::: Information provided :::
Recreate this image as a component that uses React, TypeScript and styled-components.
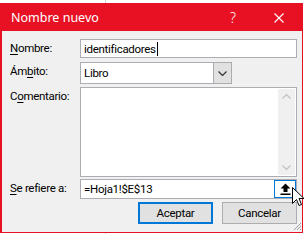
import styled, { createGlobalStyle } from 'styled-components';

const GlobalStyle = createGlobalStyle`
  html, body {
    margin: 0;
    padding: 0;
    background: #ffffff;
  }
  * {
    box-sizing: border-box;
  }
`;

const RED = '#e81123';
const FONT = `Roboto, 'Liberation Sans', sans-serif`;

const Page = styled.div`
  position: relative;
  width: 304px;
  height: 234px;
  overflow: hidden;
  padding-top: 3px;
  background: linear-gradient(#d4d4d4, #d4d4d4) 105px 0 / 1px 100% no-repeat, #ffffff;
  font-family: ${FONT};
  font-size: 11.5px;
  letter-spacing: -0.3px;
  color: #000;
`;

const Dialog = styled.div`
  width: 303px;
  height: 230px;
  border: 1px solid ${RED};
  border-left-width: 2px;
  background: #f0f0f0;
  display: flex;
  flex-direction: column;
`;

const TitleBar = styled.div`
  height: 27px;
  background: ${RED};
  color: #fff;
  display: flex;
  align-items: center;
  padding-left: 9px;
  font-family: 'Noto Sans', sans-serif;
  font-size: 12.5px;
  letter-spacing: 0;
`;

const Title = styled.span`
  flex: 1;
`;

const TitleButton = styled.span`
  width: 46px;
  height: 27px;
  display: flex;
  align-items: center;
  justify-content: center;
  font-size: 14px;
  font-weight: 300;
`;

const Body = styled.div`
  flex: 1;
  padding: 8px 5px 0 8px;
  display: flex;
  flex-direction: column;
  position: relative;
`;

const Row = styled.div<{ $mt?: number; $h: number }>`
  display: grid;
  grid-template-columns: 70px 1fr;
  margin-top: ${(p) => p.$mt ?? 0}px;
  height: ${(p) => p.$h}px;
`;

const Label = styled.label`
  line-height: 14px;
  padding-top: 2px;
  white-space: nowrap;
  u {
    text-decoration: underline;
    text-underline-offset: 2px;
  }
`;

const Field = styled.div`
  position: relative;
  border: 1px solid #abadb3;
  background: #fff;
  display: flex;
  align-items: center;
  padding-left: 3px;
`;

const Caret = styled.span`
  display: inline-block;
  width: 1px;
  height: 14px;
  background: #000;
  margin-left: 1px;
  vertical-align: middle;
`;

const SelectWrap = styled.div`
  display: flex;
  width: 152px;
`;

const SelectBox = styled(Field)`
  flex: 1;
`;

const DropButton = styled.div`
  width: 18px;
  background: #e1e1e1;
  border: 1px solid #acacac;
  border-left: none;
  display: flex;
  align-items: center;
  justify-content: center;
`;

const TextArea = styled.div`
  border: 1px solid #abadb3;
  background: #fff;
  display: flex;
  justify-content: flex-end;
  padding: 1px;
`;

const ScrollBar = styled.div`
  width: 17px;
  background: #f0f0f0;
  display: flex;
  flex-direction: column;
  justify-content: space-between;
  align-items: center;
  padding: 5px 0;
`;

const RefButton = styled.div`
  position: absolute;
  right: 0;
  top: 0;
  width: 22px;
  height: 18px;
  border: 1px solid #0078d7;
  background: #fff;
  display: flex;
  align-items: center;
  justify-content: center;
`;

const ButtonRow = styled.div`
  display: flex;
  justify-content: flex-end;
  gap: 9px;
  margin-top: 3px;
`;

const Button = styled.div<{ $default?: boolean }>`
  width: 75px;
  height: 22px;
  background: #e1e1e1;
  border: ${(p) => (p.$default ? '2px solid #0078d7' : '1px solid #adadad')};
  display: flex;
  align-items: center;
  justify-content: center;
`;

const Cursor = styled.svg`
  position: absolute;
  left: 292px;
  top: 187px;
`;

const Grip = styled.svg`
  position: absolute;
  left: 293px;
  top: 222px;
`;

const Chevron = ({ up, color }: { up?: boolean; color: string }) => (
  <svg width="9" height="5" viewBox="0 0 9 5">
    <path d={up ? 'M0.5 4.5 L4.5 0.5 L8.5 4.5' : 'M0.5 0.5 L4.5 4.5 L8.5 0.5'} fill="none" stroke={color} strokeWidth="1.2" />
  </svg>
);

const App = () => (
  <Page>
    <GlobalStyle />
    <Dialog>
      <TitleBar>
        <Title>Nombre nuevo</Title>
        <TitleButton>?</TitleButton>
        <TitleButton>
          <svg width="10" height="10" viewBox="0 0 10 10">
            <path d="M0.5 0.5 L9.5 9.5 M9.5 0.5 L0.5 9.5" stroke="#fff" strokeWidth="1.1" />
          </svg>
        </TitleButton>
      </TitleBar>
      <Body>
        <Row $h={19}>
          <Label>
            <u>N</u>ombre:
          </Label>
          <Field>
            identificadores
            <Caret />
          </Field>
        </Row>
        <Row $mt={4} $h={22}>
          <Label>
            Ám<u>b</u>ito:
          </Label>
          <SelectWrap>
            <SelectBox>Libro</SelectBox>
            <DropButton>
              <Chevron color="#333" />
            </DropButton>
          </SelectWrap>
        </Row>
        <Row $mt={3} $h={90}>
          <Label>
            C<u>o</u>mentario:
          </Label>
          <TextArea>
            <ScrollBar>
              <Chevron up color="#c2c2c2" />
              <Chevron color="#c2c2c2" />
            </ScrollBar>
          </TextArea>
        </Row>
        <Row $mt={2} $h={20}>
          <Label>
            <u>S</u>e refiere a:
          </Label>
          <Field>
            =Hoja1!$E$13
            <RefButton>
              <svg width="11" height="12" viewBox="0 0 11 12">
                <path d="M5.5 0.5 L10.5 5.5 L7.5 5.5 L7.5 9 L3.5 9 L3.5 5.5 L0.5 5.5 Z" fill="#000" />
                <rect x="0.5" y="10.5" width="10" height="1.5" fill="#000" />
              </svg>
            </RefButton>
          </Field>
        </Row>
        <ButtonRow>
          <Button $default>Aceptar</Button>
          <Button>Cancelar</Button>
        </ButtonRow>
      </Body>
    </Dialog>
    <Grip width="9" height="9" viewBox="0 0 9 9">
      <path d="M8 1 L1 8 M8 4 L4 8 M8 7 L7 8" stroke="#a0a0a0" strokeWidth="1" />
    </Grip>
    <Cursor width="13" height="21" viewBox="0 0 13 21">
      <path
        d="M0.5 0.5 L0.5 16.5 L4.5 12.5 L7 18.5 L9.5 17.5 L7 11.5 L12 11.5 Z"
        fill="#fff"
        stroke="#000"
        strokeWidth="1"
        strokeLinejoin="round"
      />
    </Cursor>
  </Page>
);

export default App;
:::
Reproduce every line exactly and omit all pictures.

Recreate this image as a component that uses React, TypeScript and styled-components.
import styled, { createGlobalStyle } from 'styled-components';

const GlobalStyle = createGlobalStyle`
  html, body {
    margin: 0;
    padding: 0;
    background: #ffffff;
  }
  * {
    box-sizing: border-box;
  }
`;

const RED = '#e81123';
const FONT = `Roboto, 'Liberation Sans', sans-serif`;

const Page = styled.div`
  position: relative;
  width: 304px;
  height: 234px;
  overflow: hidden;
  padding-top: 3px;
  background: linear-gradient(#d4d4d4, #d4d4d4) 105px 0 / 1px 100% no-repeat, #ffffff;
  font-family: ${FONT};
  font-size: 11.5px;
  letter-spacing: -0.3px;
  color: #000;
`;

const Dialog = styled.div`
  width: 303px;
  height: 230px;
  border: 1px solid ${RED};
  border-left-width: 2px;
  background: #f0f0f0;
  display: flex;
  flex-direction: column;
`;

const TitleBar = styled.div`
  height: 27px;
  background: ${RED};
  color: #fff;
  display: flex;
  align-items: center;
  padding-left: 9px;
  font-family: 'Noto Sans', sans-serif;
  font-size: 12.5px;
  letter-spacing: 0;
`;

const Title = styled.span`
  flex: 1;
`;

const TitleButton = styled.span`
  width: 46px;
  height: 27px;
  display: flex;
  align-items: center;
  justify-content: center;
  font-size: 14px;
  font-weight: 300;
`;

const Body = styled.div`
  flex: 1;
  padding: 8px 5px 0 8px;
  display: flex;
  flex-direction: column;
  position: relative;
`;

const Row = styled.div<{ $mt?: number; $h: number }>`
  display: grid;
  grid-template-columns: 70px 1fr;
  margin-top: ${(p) => p.$mt ?? 0}px;
  height: ${(p) => p.$h}px;
`;

const Label = styled.label`
  line-height: 14px;
  padding-top: 2px;
  white-space: nowrap;
  u {
    text-decoration: underline;
    text-underline-offset: 2px;
  }
`;

const Field = styled.div`
  position: relative;
  border: 1px solid #abadb3;
  background: #fff;
  display: flex;
  align-items: center;
  padding-left: 3px;
`;

const Caret = styled.span`
  display: inline-block;
  width: 1px;
  height: 14px;
  background: #000;
  margin-left: 1px;
  vertical-align: middle;
`;

const SelectWrap = styled.div`
  display: flex;
  width: 152px;
`;

const SelectBox = styled(Field)`
  flex: 1;
`;

const DropButton = styled.div`
  width: 18px;
  background: #e1e1e1;
  border: 1px solid #acacac;
  border-left: none;
  display: flex;
  align-items: center;
  justify-content: center;
`;

const TextArea = styled.div`
  border: 1px solid #abadb3;
  background: #fff;
  display: flex;
  justify-content: flex-end;
  padding: 1px;
`;

const ScrollBar = styled.div`
  width: 17px;
  background: #f0f0f0;
  display: flex;
  flex-direction: column;
  justify-content: space-between;
  align-items: center;
  padding: 5px 0;
`;

const RefButton = styled.div`
  position: absolute;
  right: 0;
  top: 0;
  width: 22px;
  height: 18px;
  border: 1px solid #0078d7;
  background: #fff;
  display: flex;
  align-items: center;
  justify-content: center;
`;

const ButtonRow = styled.div`
  display: flex;
  justify-content: flex-end;
  gap: 9px;
  margin-top: 3px;
`;

const Button = styled.div<{ $default?: boolean }>`
  width: 75px;
  height: 22px;
  background: #e1e1e1;
  border: ${(p) => (p.$default ? '2px solid #0078d7' : '1px solid #adadad')};
  display: flex;
  align-items: center;
  justify-content: center;
`;

const Cursor = styled.svg`
  position: absolute;
  left: 292px;
  top: 187px;
`;

const Grip = styled.svg`
  position: absolute;
  left: 293px;
  top: 222px;
`;

const Chevron = ({ up, color }: { up?: boolean; color: string }) => (
  <svg width="9" height="5" viewBox="0 0 9 5">
    <path d={up ? 'M0.5 4.5 L4.5 0.5 L8.5 4.5' : 'M0.5 0.5 L4.5 4.5 L8.5 0.5'} fill="none" stroke={color} strokeWidth="1.2" />
  </svg>
);

const App = () => (
  <Page>
    <GlobalStyle />
    <Dialog>
      <TitleBar>
        <Title>Nombre nuevo</Title>
        <TitleButton>?</TitleButton>
        <TitleButton>
          <svg width="10" height="10" viewBox="0 0 10 10">
            <path d="M0.5 0.5 L9.5 9.5 M9.5 0.5 L0.5 9.5" stroke="#fff" strokeWidth="1.1" />
          </svg>
        </TitleButton>
      </TitleBar>
      <Body>
        <Row $h={19}>
          <Label>
            <u>N</u>ombre:
          </Label>
          <Field>
            identificadores
            <Caret />
          </Field>
        </Row>
        <Row $mt={4} $h={22}>
          <Label>
            Ám<u>b</u>ito:
          </Label>
          <SelectWrap>
            <SelectBox>Libro</SelectBox>
            <DropButton>
              <Chevron color="#333" />
            </DropButton>
          </SelectWrap>
        </Row>
        <Row $mt={3} $h={90}>
          <Label>
            C<u>o</u>mentario:
          </Label>
          <TextArea>
            <ScrollBar>
              <Chevron up color="#c2c2c2" />
              <Chevron color="#c2c2c2" />
            </ScrollBar>
          </TextArea>
        </Row>
        <Row $mt={2} $h={20}>
          <Label>
            <u>S</u>e refiere a:
          </Label>
          <Field>
            =Hoja1!$E$13
            <RefButton>
              <svg width="11" height="12" viewBox="0 0 11 12">
                <path d="M5.5 0.5 L10.5 5.5 L7.5 5.5 L7.5 9 L3.5 9 L3.5 5.5 L0.5 5.5 Z" fill="#000" />
                <rect x="0.5" y="10.5" width="10" height="1.5" fill="#000" />
              </svg>
            </RefButton>
          </Field>
        </Row>
        <ButtonRow>
          <Button $default>Aceptar</Button>
          <Button>Cancelar</Button>
        </ButtonRow>
      </Body>
    </Dialog>
    <Grip width="9" height="9" viewBox="0 0 9 9">
      <path d="M8 1 L1 8 M8 4 L4 8 M8 7 L7 8" stroke="#a0a0a0" strokeWidth="1" />
    </Grip>
    <Cursor width="13" height="21" viewBox="0 0 13 21">
      <path
        d="M0.5 0.5 L0.5 16.5 L4.5 12.5 L7 18.5 L9.5 17.5 L7 11.5 L12 11.5 Z"
        fill="#fff"
        stroke="#000"
        strokeWidth="1"
        strokeLinejoin="round"
      />
    </Cursor>
  </Page>
);

export default App;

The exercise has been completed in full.